У разведчиков режим особый. На боевые – само собой, вместе с остальными. А вот когда вся эскадрилья в карты режется, по причине нелетной погоды, тут в небо поднимаются самые опытные, на разведку. В нашем случае – Яковлев. Летчиком он был, что называется, от Бога. В любой туман мог на цель выйти, задание выполнить и обратно вернуться. В конце войны Героя получил.
Вот такой достался Сорокину учитель. С ним Михаил за десять месяцев войны сделал 136 боевых вылетов – раза в два больше, чем другие за то же время. Отчаянный был парень, по отцу – башкир, по матери – украинец. Однажды, чтобы угостить товарищей, он вечером «втихую» улетел в деревню, где раньше стоял полк, за вином. На свои деньги купил добрый десяток больших бутылей и прилетел обратно, хотя посадку пришлось делать уже ночью.
«БАТЯ»
Отдельного рассказа заслуживает командир 208-го полка – подполковник Марковцев Степан Харитонович. Хотя в круг его обязанностей это не входило, он постоянно летал на боевые задания. Если полк перевели на новое направление, «Батя» летел в первой же группе. Делал над целью не меньше шести кругов, после чего возвращался, устраивал разбор полетов и вырабатывал тактику действий в этой конкретной обстановке. Если погодные условия плохие – тоже сам группу вел.
Во время штурмовки переднего края немцев его сбили. И попал его самолет, что самое обидное и невероятное, под крупнокалиберный снаряд нашей же полевой артиллерии. Кое-как «Батя» смог приземлиться на нейтральной полосе, а его ведомый, только что из училища, этого не заметил. Вышло звено из боя, приземлилось, а командира нет. Начальства в полк понаехало… Столько генералов Сорокин за всю войну не видел.
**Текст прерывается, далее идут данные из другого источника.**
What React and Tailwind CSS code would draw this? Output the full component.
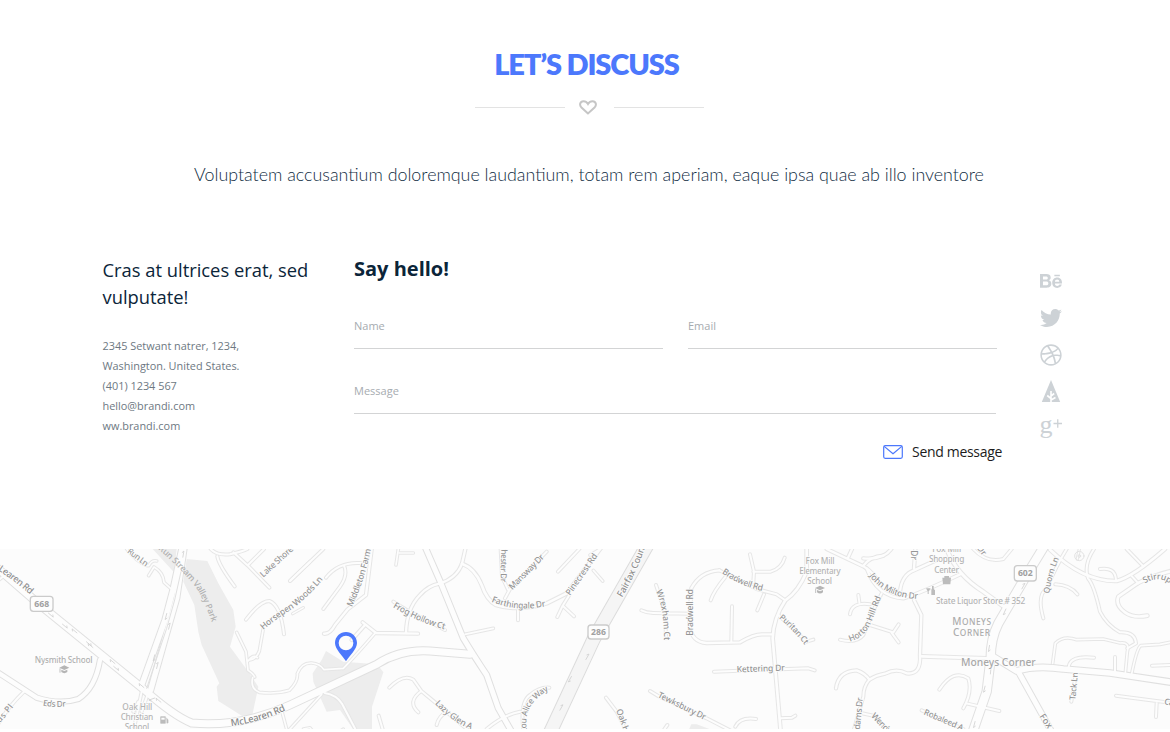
import React from "react";
import { FaBehance, FaTwitter, FaDribbble } from "react-icons/fa";

// Map tiles share one canvas; each tile is shifted by its own x origin.
const A = 0;
const B = 870;
const C = 1740;
const D = 2610;

// [tile, path, width]
const roads = [
  // small streets, west
  [A, "M-10 110 L12 92", 10],
  [A, "M380 12 Q410 52 442 62 M446 92 L462 66 Q490 82 492 112 L512 130 M446 62 Q456 44 470 48", 9],
  [A, "M632 12 Q650 32 690 28 Q730 18 742 12 M652 34 Q656 60 704 124 M700 22 L744 62 L808 128 M744 60 L792 12 M872 106 L930 50", 10],
  [A, "M738 224 Q780 168 808 168 Q842 180 852 268", 10],
  [A, "M790 250 L778 318 Q768 345 742 346 M710 262 L738 320 L744 376 Q760 386 764 396 M744 348 Q760 326 772 338", 9],
  [A, "M758 398 Q750 430 778 442 Q830 448 868 436 Q895 410 892 386 Q905 352 935 354 Q960 356 972 374 L1030 370 Q1060 340 1124 266", 9],
  [A, "M-10 380 L110 458 Q180 480 235 462 Q286 430 300 345", 17],
  [A, "M72 440 Q20 490 -10 545", 10],
  [A, "M846 500 L862 560 M870 552 L965 448", 9],
  [A, "M425 440 L400 560 M446 440 L425 500 M415 470 L400 500", 10],
  // centre west
  [B, "M0 108 L100 12 M100 192 L150 125 Q175 90 162 62 M108 98 Q145 50 212 54", 10],
  [B, "M8 206 L40 188", 8],
  [B, "M102 266 Q120 268 135 240 L172 194 L228 150 L245 12", 11],
  [B, "M218 232 L258 264 L384 266 M225 240 L185 285 M348 264 Q350 190 390 150 Q415 122 448 116 Q500 100 516 56 L526 12", 11],
  [B, "M318 60 L325 12 M328 24 L370 24", 9],
  [B, "M516 56 Q555 70 575 120 Q590 165 618 180 Q690 200 770 175 L830 145 L930 12", 12],
  [B, "M645 160 L660 132 L770 20 M632 12 L636 95 L654 134 M804 80 L868 12 M684 196 L684 226 M802 216 L818 182 L838 150 M818 182 L852 214", 10],
  [B, "M525 268 L610 250", 9],
  [B, "M298 428 Q340 385 370 404 L394 438 L440 476 L540 560 M394 438 Q350 470 385 502 M440 540 Q445 515 470 500", 10],
  [B, "M266 512 L280 560 M590 552 Q640 510 690 500 M700 552 Q690 470 720 450 Q750 425 778 428", 10],
  [B, "M104 444 Q140 450 156 476 L200 560", 10],
  [B, "M40 552 L60 548 L70 560 M148 560 L160 552", 8],
  [B, "M310 170 L350 195 L465 255", 10],
  // centre east
  [C, "M40 76 L68 108 M30 30 L62 12", 9],
  [C, "M228 120 L255 200 L258 280 M184 196 Q200 204 220 204 L330 206", 10],
  [C, "M418 76 Q360 80 334 130 L328 240 Q335 292 380 294 L480 292 Q520 268 546 268 L578 268", 11],
  [C, "M456 184 L454 290 M418 76 L530 132 L590 148 L616 166 M392 166 Q400 140 436 96 M532 196 L552 148", 10],
  [C, "M510 28 L522 80 L520 112 M520 80 L572 80 Q605 70 614 38", 10],
  [C, "M680 12 L680 80 Q655 140 616 166 Q580 220 578 280 L590 420 L602 560", 12],
  [C, "M595 210 L680 290 L700 284 M402 380 L560 374 L685 370 L704 376 M602 520 L636 518 L646 512", 10],
  [C, "M210 438 L238 455 L380 520 L450 556 M78 458 L110 500 L140 560 M466 545 Q480 515 528 522 M248 560 L262 540", 10],
  [C, "M740 12 L850 64 Q880 80 900 120 M804 38 L816 12 M850 62 Q870 35 910 32", 11],
  [C, "M780 284 Q830 296 850 270 L878 200 L905 145 M810 208 Q815 170 870 178 M835 150 L838 172 M870 240 L940 262 L956 238 M934 262 L956 292", 10],
  [C, "M768 430 Q775 378 830 376 Q856 385 868 404 Q890 390 915 386 Q950 368 980 385 Q1024 390 1020 330 L1024 210 L1002 165", 11],
  [C, "M868 404 Q850 425 850 455 L820 560 M846 505 L880 512 L920 552", 10],
  // east
  [D, "M-20 40 Q40 45 64 12 M132 70 L136 14 M90 140 Q95 90 132 76 L200 45 M-10 70 Q20 155 100 160 Q150 145 270 88", 11],
  [D, "M230 12 Q260 90 340 140 L408 190", 13],
  [D, "M310 12 Q350 55 400 42 L425 12 M520 220 Q500 150 530 130 M556 118 Q600 120 622 148 M530 130 Q560 60 590 12", 10],
  [D, "M540 14 Q640 110 740 108 Q790 95 885 12", 12],
  [D, "M818 62 L770 12 M805 115 L786 94 M690 72 Q735 65 738 104 M672 12 Q640 60 654 100 Q672 120 690 200 Q710 240 750 262 Q795 260 798 295 L772 310", 10],
  [D, "M940 70 Q860 85 804 114 L745 155 Q735 180 765 202 Q790 220 832 212", 12],
  [D, "M155 334 L350 340", 12],
  [D, "M548 355 L556 295 Q580 270 620 284 L700 282 L750 294 Q780 290 772 320 L766 384 M784 392 Q800 310 812 302 L870 298 L910 290", 9],
  [D, "M596 366 Q600 330 672 338 M735 336 L735 384 M846 362 L910 360 M618 384 L604 470", 10],
  [D, "M208 434 Q250 370 295 400 Q308 440 280 490 M288 475 L388 498 M155 496 L280 552 M738 452 L920 476 M860 474 L858 516", 10],
  [D, "M628 12 L622 42", 8],
  // avenues
  [B, "M405 5 L450 108 L520 280 Q550 330 590 390 L625 490 L665 560", 19],
  [D, "M370 335 L440 378 Q500 360 580 372 L720 384 L920 414", 21],
  [D, "M445 380 L545 560", 19],
  [A, "M548 0 L520 130 L495 225 L425 420", 20],
  [A, "M552 10 L530 160 L500 265 L452 435", 20],
  [D, "M525 0 L470 90 L385 235 Q362 280 362 340 L350 440 L305 570", 29],
  [A, "M-30 50 L120 180 L430 432 Q520 512 575 534 Q720 548 870 480 L1130 358 Q1200 312 1290 318 L1410 328", 25],
];

const parks = [
  "M458 12H530L522 82Z",
  "M560 42L622 48L655 115L700 195L707 245L690 305L745 380L775 425L755 520L730 515L655 468L650 425L658 415L605 300L595 260L583 180L550 110Z",
  "M978 318L1030 350L1132 358L1150 382L1116 485V560H1065L1020 495L980 500L940 410L938 385L965 345Z",
  "M2064 560L2074 538H2090L2150 560Z",
];

// [tile, text, baseline path, size, length, colour]
const streetNames = [
  [A, "Learen Rd", "M-6 76 Q44 108 92 150", 28, 121, "#909090"],
  [A, "Run Ln", "M380 22 L438 66", 25, 72, "#9a9a9a"],
  [A, "Run Stream Valley Park", "M474 12 Q545 72 590 130 Q615 170 640 245", 26, 278, "#b0b0b0"],
  [A, "Lake Shore", "M790 98 L884 12", 26, 124, "#9a9a9a"],
  [A, "Horsepen Woods Ln", "M790 255 Q830 220 880 190 Q925 155 970 102", 26, 236, "#969696"],
  [A, "Eds Dr", "M128 482 Q165 488 198 484", 25, 70, "#969696"],
  [A, "Eds Pl", "M-10 546 L42 484", 25, 78, "#969696"],
  [A, "McLearen Rd", "M694 544 Q780 532 858 496", 29, 171, "#888888"],
  [B, "Middleton Farm", "M186 187 Q226 100 243 12", 26, 184, "#969696"],
  [B, "Frog Hollow Ct", "M308 186 Q380 230 465 254", 26, 170, "#969696"],
  [B, "Lazy Glen A", "M434 476 Q485 530 545 555", 26, 135, "#969696"],
  [B, "Lou Alice Way", "M712 562 Q695 480 772 438", 25, 154, "#969696"],
  [B, "Manchester Dr", "M636 -46 Q632 50 632 112", 25, 158, "#969696"],
  [B, "Mansway Dr", "M667 136 L764 38", 26, 138, "#969696"],
  [B, "Farthingale Dr", "M604 170 Q680 202 766 184", 26, 167, "#969696"],
  [B, "Pinecrest Rd", "M840 153 L924 32", 26, 147, "#969696"],
  [C, "Fairfax County", "M126 158 Q166 92 202 -10", 28, 188, "#909090"],
  [C, "Wrexham Ct", "M228 138 Q252 190 252 282", 26, 151, "#969696"],
  [C, "Bradwell Rd", "M340 272 L340 132", 26, 140, "#969696"],
  [C, "Bradwell Rd", "M425 84 Q485 125 548 138", 26, 134, "#969696"],
  [C, "Puritan Ct", "M596 220 Q640 255 672 297", 25, 112, "#969696"],
  [C, "Kettering Dr", "M470 382 L616 377", 26, 145, "#969696"],
  [C, "Tewksbury Dr", "M232 456 L372 525", 26, 157, "#969696"],
  [C, "Oak Hill", "M108 496 L140 580", 26, 90, "#969696"],
  [C, "Adams Dr", "M838 570 L849 458", 26, 112, "#969696"],
  [C, "Horton Hill Rd", "M810 290 Q860 275 878 222 L904 155", 26, 170, "#969696"],
  [D, "John Milton Dr", "M-2 92 Q45 158 144 162", 26, 168, "#969696"],
  [D, "Dr", "M124 16 L124 48", 25, 29, "#969696"],
  [D, "Dr", "M320 10 L340 36", 25, 29, "#969696"],
  [D, "Quorn Ln", "M538 146 Q545 90 568 38", 25, 110, "#969696"],
  [D, "Stirrup Rd", "M824 116 Q875 82 920 135", 26, 118, "#969696"],
  [D, "Tack Ln", "M616 466 L624 382", 25, 84, "#969696"],
  [D, "Robaleed A", "M160 508 L275 557", 25, 126, "#969696"],
  [D, "Wendy", "M2 514 L56 570", 26, 76, "#969696"],
  [D, "Fox", "M508 514 L536 556", 27, 46, "#909090"],
  [D, "Ca", "M882 478 L912 483", 25, 28, "#969696"],
];

// [x, baseline, text, size, length, weight, colour]
const places = [
  [191, 354, "Nysmith School", 25, 173, 500, "#b0b0b0"],
  [412, 494, "Oak Hill", 25, 90, 500, "#b4b4b4"],
  [411, 525, "Christian", 25, 98, 500, "#b4b4b4"],
  [411, 555, "School", 25, 74, 500, "#b4b4b4"],
  [2460, 56, "Fox Mill", 25, 87, 500, "#b4b4b4"],
  [2460, 86, "Elementary", 25, 124, 500, "#b4b4b4"],
  [2459, 116, "School", 25, 74, 500, "#b4b4b4"],
  [2840, 21, "Fox Mill", 25, 87, 500, "#b4b4b4"],
  [2840, 51, "Shopping", 25, 106, 500, "#b4b4b4"],
  [2840, 83, "Center", 25, 74, 500, "#b4b4b4"],
  [2942, 176, "State Liquor Store # 352", 25, 268, 500, "#b4b4b4"],
  [2995, 363, "Moneys Corner", 31, 224, 500, "#a8a8a8"],
];

const shields = [
  [91, 154, 68, 45, "668"],
  [1764, 240, 63, 42, "286"],
  [3043, 62, 66, 46, "602"],
];

// [x, y, angle]
const arrows = [
  [152, 210, 40], [194, 243, 40], [224, 258, 220], [266, 296, 40], [272, 302, 220], [338, 350, 220], [348, 370, 40],
  [425, 422, 220], [456, 462, 160], [476, 466, 220], [498, 214, 105], [508, 244, -75], [462, 338, 105], [472, 362, -75], [550, 28, -80],
  [1710, 402, 120], [1684, 488, -60], [1762, 336, -60],
  [3070, 124, -60], [3014, 200, 115], [2967, 310, 100], [2972, 378, -85], [2953, 432, 105], [2923, 538, 105],
];

function SchoolMark({ x, y }) {
  return (
    <g transform={`translate(${x} ${y})`} fill="#b5b5b5">
      <path d="M-15 -5L0 -12L15 -5L0 2Z" />
      <path d="M-9 1L0 5L9 1V8Q0 15 -9 8Z" />
      <path d="M-13 -3V10" stroke="#b5b5b5" strokeWidth="2.5" />
    </g>
  );
}

function AreaMap() {
  return (
    <svg
      viewBox="0 12 3510 540"
      preserveAspectRatio="none"
      className="block h-[180px] w-[1170px] overflow-hidden bg-[#fcfcfc]"
      style={{ fontFamily: '"Noto Sans", "Open Sans", sans-serif' }}
    >
      <g fill="#ededed">
        {parks.map((d) => (
          <path key={d} d={d} />
        ))}
      </g>
      <g fill="none" strokeLinecap="round" strokeLinejoin="round">
        <path d="M1950 -14L1782 280L1640 585" stroke="#dcdcdc" strokeWidth="43" />
        <path d="M1950 -14L1782 280L1640 585" stroke="#f5f5f5" strokeWidth="37" />
        {roads.map(([x, d, w], i) => (
          <path key={i} d={d} transform={`translate(${x} 0)`} stroke={w > 16 ? "#e0e0e0" : "#e6e6e6"} strokeWidth={w + 2} />
        ))}
        {roads.map(([x, d, w], i) => (
          <path key={i} d={d} transform={`translate(${x} 0)`} stroke="#fdfdfd" strokeWidth={w - 4} />
        ))}
        <path d="M543 80L524 165L500 250L440 430" stroke="#e0e0e0" strokeWidth="3" />
        <circle cx="3238" cy="33" r="14" stroke="#e3e3e3" strokeWidth="3" />
        <circle cx="3238" cy="33" r="4" stroke="#e3e3e3" strokeWidth="3" />
      </g>
      <g fill="none" stroke="#cfcfcf" strokeWidth="2.2">
        {arrows.map(([x, y, r], i) => (
          <path key={i} d="M-10 0H10M4 -5L10 0" transform={`translate(${x} ${y}) rotate(${r})`} />
        ))}
      </g>
      {streetNames.map(([x, text, d, size, len, color], i) => (
        <g key={i} transform={`translate(${x} 0)`}>
          <path id={`street-${i}`} d={d} fill="none" />
          <text
            fontSize={size}
            fill={color}
            fontWeight="500"
            stroke="#fcfcfc"
            strokeWidth="5"
            strokeLinejoin="round"
            paintOrder="stroke"
            strokeOpacity={text.startsWith("Run Stream") ? 0 : 1}
            textLength={len}
          >
            <textPath href={`#street-${i}`}>{text}</textPath>
          </text>
        </g>
      ))}
      {places.map(([x, y, text, size, len, weight, color], i) => (
        <text key={i} x={x - len / 2} y={y} fontSize={size} textLength={len} fontWeight={weight} fill={color} stroke="#fcfcfc" strokeWidth="4" paintOrder="stroke">
          {text}
        </text>
      ))}
      <g fill="#acacac" fontWeight="500">
        <text x="2857" y="241" fontSize="30" textLength="116">M<tspan fontSize="25">ONEYS</tspan></text>
        <text x="2859" y="273" fontSize="30" textLength="111">C<tspan fontSize="25">ORNER</tspan></text>
      </g>
      {shields.map(([x, y, w, h, text]) => (
        <g key={text}>
          <rect x={x} y={y} width={w} height={h} rx="9" fill="#fdfdfd" stroke="#cbcbcb" strokeWidth="4" />
          <text x={x + w / 2} y={y + h / 2 + 9} fontSize="26" fontWeight="700" fill="#a0a0a0" textAnchor="middle">
            {text}
          </text>
        </g>
      ))}
      <SchoolMark x={193} y={373} />
      <SchoolMark x={2460} y={134} />
      <g fill="#bcbcbc">
        <path d="M482 515h14v20h-14zM499 519l5 5v10h-4" stroke="#bcbcbc" strokeWidth="2" />
        <path d="M484 518h10v6h-10z" fill="#fcfcfc" />
        <path d="M2827 98h26l-2 20h-22zM2833 93h14v5h-14z" />
        <path d="M2778 130h14l-6 9v8h-3v-8zM2796 123h5v8l4 5v14h-11v-14l2-5z" />
      </g>
      <path
        fillRule="evenodd"
        fill="#4c78fc"
        d="M1038 261C1055 261 1071 275 1071 294C1071 312 1048 333 1038 349C1028 333 1005 312 1005 294C1005 275 1021 261 1038 261ZM1038 272A22 22 0 1 0 1038 316A22 22 0 1 0 1038 272Z"
      />
    </svg>
  );
}

function ForrstIcon() {
  return (
    <svg viewBox="0 0 20 22" className="h-[22px] w-5" fill="currentColor">
      <path d="M10 0L19.2 22H.8Z" />
      <path d="M10 11V22M10 18.5L6.2 15.5M10 16L13.2 13.5M10 20L14.5 17.5" stroke="#fff" strokeWidth="1.6" fill="none" />
    </svg>
  );
}

function GooglePlusIcon() {
  return (
    <svg viewBox="0 0 24 22" className="h-[22px] w-6 overflow-visible" fill="currentColor">
      <text x="0.5" y="15.5" fontSize="26" fontFamily='"Liberation Serif", serif'>g</text>
      <path d="M14.5 6.5H23M18.75 2.25V10.75" stroke="currentColor" strokeWidth="1.3" />
    </svg>
  );
}

function Field({ label, className }) {
  return (
    <label className={`block h-[31px] border-b border-[#d3d4d5] text-[11px] leading-4 text-[#a6abb0] ${className}`}>
      {label}
    </label>
  );
}

export default function App() {
  return (
    <div className="h-[732px] w-[1170px] overflow-hidden bg-white font-['Open_Sans',sans-serif]">
      <section className="flex h-[549px] flex-col">
        <header className="flex flex-col items-center pt-[46px] pl-[8px] font-[Lato,sans-serif]">
          <h2 className="mr-[5px] text-[29px] leading-9 font-extrabold tracking-[-1.1px] whitespace-nowrap text-[#4c78fc]">LET’S DISCUSS</h2>
          <div className="mt-[18px] flex h-4 w-[229px] items-center justify-between pb-px">
            <span className="h-px w-[90px] bg-[#e3e3e3]" />
            <svg viewBox="0 0 18 15" className="mr-[3px] h-[15px] w-[18px]" fill="none" stroke="#c6c6c6" strokeWidth="2">
              <path d="M9 13.4L2.2 7.2C.2 5 1 1.3 4.4 1.2C6.6 1.1 8 2.4 9 4C10 2.4 11.4 1.1 13.6 1.2C17 1.3 17.8 5 15.8 7.2Z" />
            </svg>
            <span className="h-px w-[90px] bg-[#e3e3e3]" />
          </div>
          <p className="mt-[44px] text-[17.85px] leading-7 font-light whitespace-nowrap text-[#102c3f]">
            Voluptatem accusantium doloremque laudantium, totam rem aperiam, eaque ipsa quae ab illo inventore
          </p>
        </header>

        <div className="mt-[69px] flex pl-[102px]">
          <aside className="w-[252px] text-[#0b2539]">
            <h3 className="-mt-px pl-[0.5px] text-[18.35px] leading-[27px] whitespace-nowrap">
              Cras at ultrices erat, sed
              <br />
              vulputate!
            </h3>
            <address className="mt-[26px] pl-[0.5px] text-[10.9px] leading-5 whitespace-nowrap text-[#6d7882] not-italic">
              2345 Setwant natrer, 1234,
              <br />
              Washington. United States.
              <br />
              (401) 1234 567
              <br />
              hello@brandi.com
              <br />
              ww.brandi.com
            </address>
          </aside>

          <form className="w-[648px]">
            <h3 className="text-[20px] leading-6 font-bold text-[#0b2539]">Say hello!</h3>
            <div className="mt-[37px] flex gap-[25px]">
              <Field label="Name" className="w-[309px]" />
              <Field label="Email" className="w-[309px]" />
            </div>
            <Field label="Message" className="mt-[34px] w-[642px]" />
            <button type="button" className="mt-[28px] flex w-full items-center justify-end gap-[9px] text-[14px] leading-5 tracking-[-0.32px] text-[#1c1c1c]">
              <svg viewBox="0 0 20 14" className="h-[14px] w-5" fill="none" stroke="#4c78fc" strokeWidth="1.2" strokeLinejoin="round">
                <rect x=".7" y=".7" width="18.6" height="12.6" rx="1.5" />
                <path d="M1.2 1.4L10 8.8L18.8 1.4" />
              </svg>
              Send message
            </button>
          </form>

          <nav className="ml-[35px] flex w-7 flex-col items-center gap-[14.8px] pt-[13px] text-[#cdd2d6]">
            <FaBehance className="h-[22px] w-[22px]" />
            <FaTwitter className="h-[22px] w-[22px]" />
            <FaDribbble className="h-[22px] w-[22px]" />
            <ForrstIcon />
            <GooglePlusIcon />
          </nav>
        </div>
      </section>
      <AreaMap />
    </div>
  );
}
Ну в пока искали виновного, «Батя» сам приехал, на телеге, которую ему пехота одолжила.
В 1946 году, во время празднования Дня полка, Михаил своими глазами видел, как Марковцев, ставший к этому времени генералом, осушил три пивных кружки, до краев налитых водкой. Одну с техниками, вторую с летчиками, третью с командованием. И хоть бы что. Мужик!!!
Замполит полка майор Долгополов тоже не только на партсобраниях выступал. Верно рассудив, что авторитета у боевых летчиков словами не завоюешь, он по собственному желанию окончил курсы воздушных стрелков и постоянно вылетал в этом качестве на задания. Несколько раз с Сорокиным. Вот и получалось, что за штурвалом лейтенант, а стрелок у него – майор.
В ПРЕДСМЕРТНОМ ТУМАНЕ
В октябре 44-го на Карпаты опустился туман. Две недели в Стрые ждали прояснения, а наши войска тем временем в очередное наступление пошли. В штаб дивизии звонок за звонком: просим поддержки с воздуха. На новом месте, в Густе, уже аэродром готов, а перелететь на него невозможно. В облаках ни малейшего просвета.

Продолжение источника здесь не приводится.